MBO Modularity is Key

For Epsilon, the modularity of MBO’s technology is key to staying ahead of the event-based, time-sensitive marketing strategies embraced by its clients. “For postcard jobs,” Milliken explains, “We literally drop in the slitter shafts with gutter trims already set for 4-up, 4 x 6 postcards. The slitter shaft is already set with trim blades for 4-up, so we simply take out whole shaft that’s in there and drop in the correct shafts for the format. It’s easy as pie.” Epsilon reports being able to deliver four streams of postcards at 10,000 forms per hour (40,000 postcards) while sorting inline.

“When we run 3-up postcards, as is the case for 5x7 format, we simply take out the 4x6 shafts and drop in the pre-set 5x7 shafts,” he says. “It’s the same with any other setting, so set up time is literally 15-20 minutes, if that. It used to take around 45-60 minutes, with waste. The time and material savings have been huge.”

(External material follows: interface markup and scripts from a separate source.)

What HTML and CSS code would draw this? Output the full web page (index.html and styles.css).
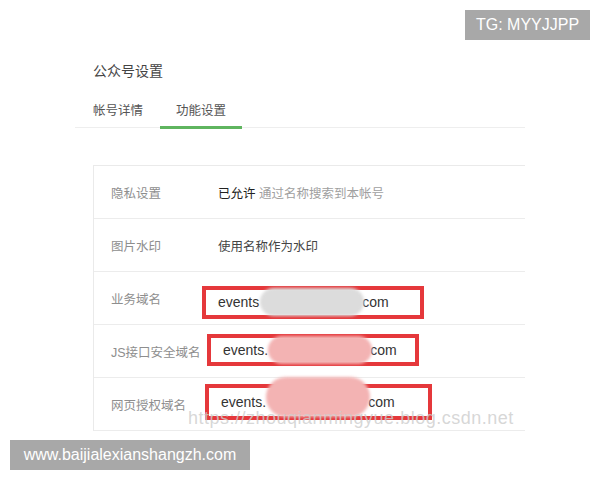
FILE: index.html
```html
<!DOCTYPE html>
<html lang="zh">
<head>
<meta charset="utf-8">
<link rel="stylesheet" href="styles.css">
</head>
<body>
<div class="page">
  <div class="title">公众号设置</div>
  <div class="tabs">
    <div class="tab">帐号详情</div>
    <div class="tab active">功能设置</div>
  </div>
  <div class="card">
    <div class="row">
      <div class="label">隐私设置</div>
      <div class="value"><span class="strong">已允许</span> <span class="desc">通过名称搜索到本帐号</span></div>
    </div>
    <div class="row">
      <div class="label">图片水印</div>
      <div class="value">使用名称作为水印</div>
    </div>
    <div class="row">
      <div class="label">业务域名</div>
      <div class="mark mark-a"><span class="dom">events</span><span class="blob gray"></span><span class="dom">com</span></div>
    </div>
    <div class="row">
      <div class="label">JS接口安全域名</div>
      <div class="mark mark-b"><span class="dom">events.</span><span class="blob pink"></span><span class="dom">com</span></div>
    </div>
    <div class="row">
      <div class="label">网页授权域名</div>
      <div class="mark mark-c"><span class="dom">events.</span><span class="blob pink tall"></span><span class="dom">com</span></div>
    </div>
  </div>
</div>
<div class="watermark">https://zhouqianmingyue.blog.csdn.net</div>
<div class="badge badge-tg">TG: MYYJJPP</div>
<div class="badge badge-site">www.baijialexianshangzh.com</div>
</body>
</html>
```
FILE: styles.css
```css
html, body {
  margin: 0;
  padding: 0;
  background: #ffffff;
  width: 600px;
  height: 480px;
  overflow: hidden;
  font-family: "Liberation Sans", "Noto Sans CJK SC", sans-serif;
}

.page {
  width: 450px;
  margin-left: 75px;
  padding-top: 61px;
}

.title {
  padding-left: 18px;
  font-size: 14px;
  line-height: 20px;
  color: #444;
}

.tabs {
  display: flex;
  margin-top: 18px;
  border-bottom: 1px solid #eeeeee;
}

.tab {
  padding: 0 17px 0 18px;
  font-size: 12.5px;
  line-height: 24px;
  color: #555;
  border-bottom: 3px solid transparent;
  margin-bottom: -2px;
  box-sizing: border-box;
  height: 30px;
}

.tab.active {
  border-bottom-color: #5fb55f;
  padding: 0 16px 0 16px;
}

.card {
  margin-left: 18px;
  margin-top: 37px;
  border-left: 1px solid #eaeaea;
  border-top: 1px solid #eaeaea;
}

.row {
  display: flex;
  align-items: center;
  height: 52px;
  border-bottom: 1px solid #ececec;
}

.label {
  width: 124px;
  flex-shrink: 0;
  padding-left: 17px;
  box-sizing: border-box;
  font-size: 12.5px;
  color: #8e8e8e;
  white-space: nowrap;
}

.value {
  font-size: 12.5px;
  color: #444;
}

.strong {
  color: #222;
}

.desc {
  color: #a0a0a0;
}

.mark {
  display: flex;
  align-items: center;
  flex-shrink: 0;
  border: 4px solid #e5383b;
  box-sizing: border-box;
  height: 33px;
  font-size: 14px;
  color: #333;
  padding-left: 12px;
}

.mark-a {
  width: 222px;
  margin-left: -16px;
  margin-top: 8px;
}

.mark-b {
  width: 212px;
  margin-left: -11px;
  height: 32px;
  margin-top: -3px;
}

.mark-c {
  width: 227px;
  margin-left: -13px;
  height: 36px;
  margin-top: -5px;
}

.dom {
  line-height: 20px;
}

.blob {
  display: block;
  width: 104px;
  height: 28px;
  border-radius: 14px;
  filter: blur(1.5px);
  margin: 0 -2px 0 0;
}

.mark-a .blob {
  margin-left: 1px;
}

.blob.gray {
  background: #dcdcdc;
}

.blob.pink {
  background: #f3b3b3;
}

.blob.tall {
  height: 40px;
  border-radius: 20px;
  margin-top: -10px;
}

.watermark {
  position: absolute;
  left: 188px;
  top: 408px;
  font-size: 18px;
  letter-spacing: 0.5px;
  color: rgba(205, 205, 205, 0.8);
  white-space: nowrap;
}

.badge {
  position: absolute;
  background: #a8a8a8;
  color: #ffffff;
  font-size: 16px;
  height: 30px;
  line-height: 30px;
  box-sizing: border-box;
  text-align: center;
}

.badge-tg {
  left: 465px;
  top: 10px;
  width: 125px;
}

.badge-site {
  left: 10px;
  top: 440px;
  width: 240px;
}
```
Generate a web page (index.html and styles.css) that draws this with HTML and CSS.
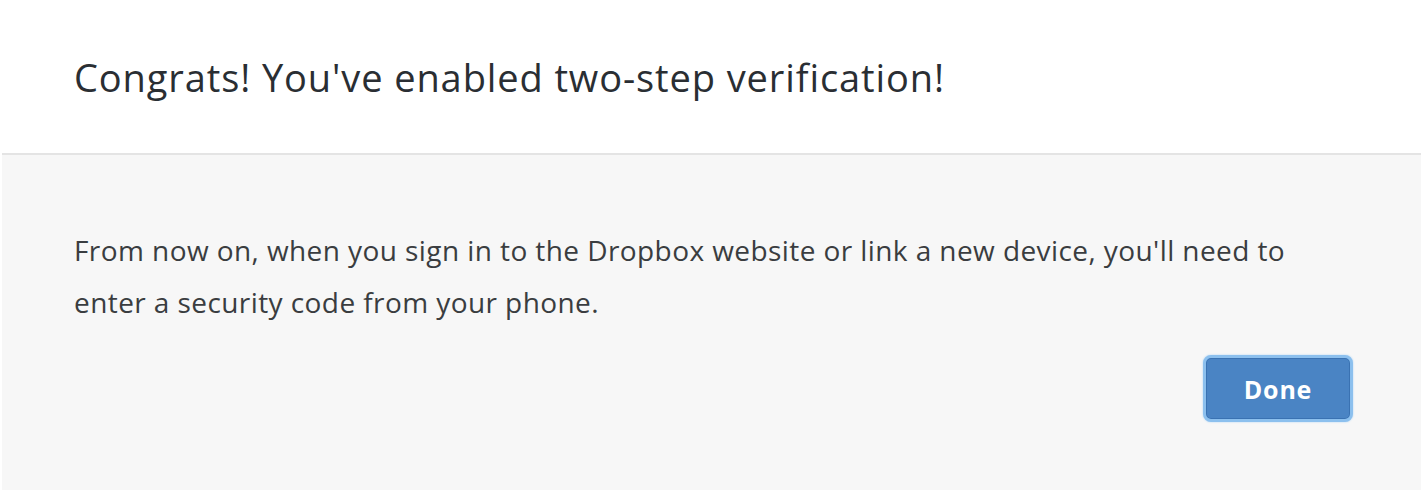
FILE: index.html
```html
<!DOCTYPE html>
<html>
<head>
<meta charset="utf-8">
<link rel="stylesheet" href="styles.css">
</head>
<body>
<div class="dialog">
  <div class="dialog-header">
    <h1 class="title">Congrats! You've enabled two-step verification!</h1>
  </div>
  <div class="dialog-body">
    <p class="message">From now on, when you sign in to the Dropbox website or link a new device, you'll need to enter a security code from your phone.</p>
    <div class="actions">
      <button class="btn-done">Done</button>
    </div>
  </div>
</div>
</body>
</html>
```
FILE: styles.css
```css
html, body {
  margin: 0;
  padding: 0;
  background: #ffffff;
  font-family: "Open Sans", "Noto Sans", sans-serif;
}
.dialog {
  margin: 0 4px 0 2px;
  height: 490px;
  display: flex;
  flex-direction: column;
}
.dialog-header {
  height: 155px;
  border-bottom: 2px solid #e4e4e4;
  padding: 51px 0 0 72px;
  box-sizing: border-box;
  flex: none;
}
.title {
  margin: 0;
  font-weight: 400;
  font-size: 38px;
  line-height: 52px;
  color: #2a2e33;
  letter-spacing: 0.9px;
}
.dialog-body {
  flex: 1;
  background: #f7f7f7;
  padding: 69px 68px 0 72px;
}
.message {
  margin: 0;
  font-size: 28px;
  line-height: 52px;
  color: #3a3d40;
  letter-spacing: 0.42px;
  max-width: 1260px;
}
.actions {
  display: flex;
  justify-content: flex-end;
  margin-top: 27px;
}
.btn-done {
  width: 150px;
  height: 67px;
  border-radius: 8px;
  border: 3px solid #8cc0ee;
  background: #4a84c4;
  color: #ffffff;
  font-family: "Open Sans", "Noto Sans", sans-serif;
  font-weight: 700;
  font-size: 25px;
  letter-spacing: 0.8px;
  box-shadow: inset 0 0 0 1px #3a72b2, 0 0 2px #a9d2f5;
  padding: 0;
}
```
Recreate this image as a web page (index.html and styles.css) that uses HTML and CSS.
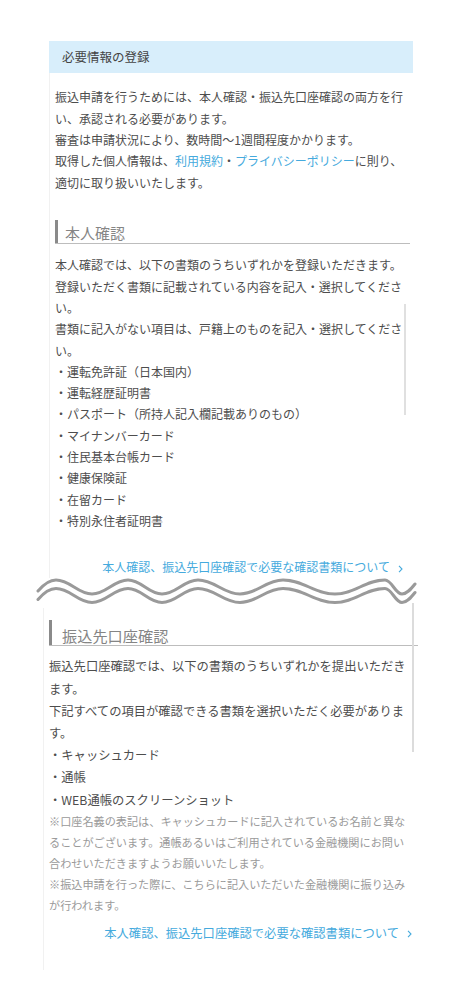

Epsilon continues to benefit from using MBO finishing technology in combination with high-speed digital inkjet printing from Screen USA. “With digital volumes increasing 20 percent in 2017 over 2016, and overall mail volumes increasing 24 percent, our growth has been tremendous,” Milliken said. “State-of-the-art, high-speed digital inkjet printing from Screen USA and digital finishing from MBO enable us to enjoy the best of both worlds. In our experience, MBO is a world-class digital finishing provider. MBO knows how to create a digital finishing line that complements our digital printing equipment and helps to maximize its performance. MBO equipment is also built to last while offering advanced technology and reliability.”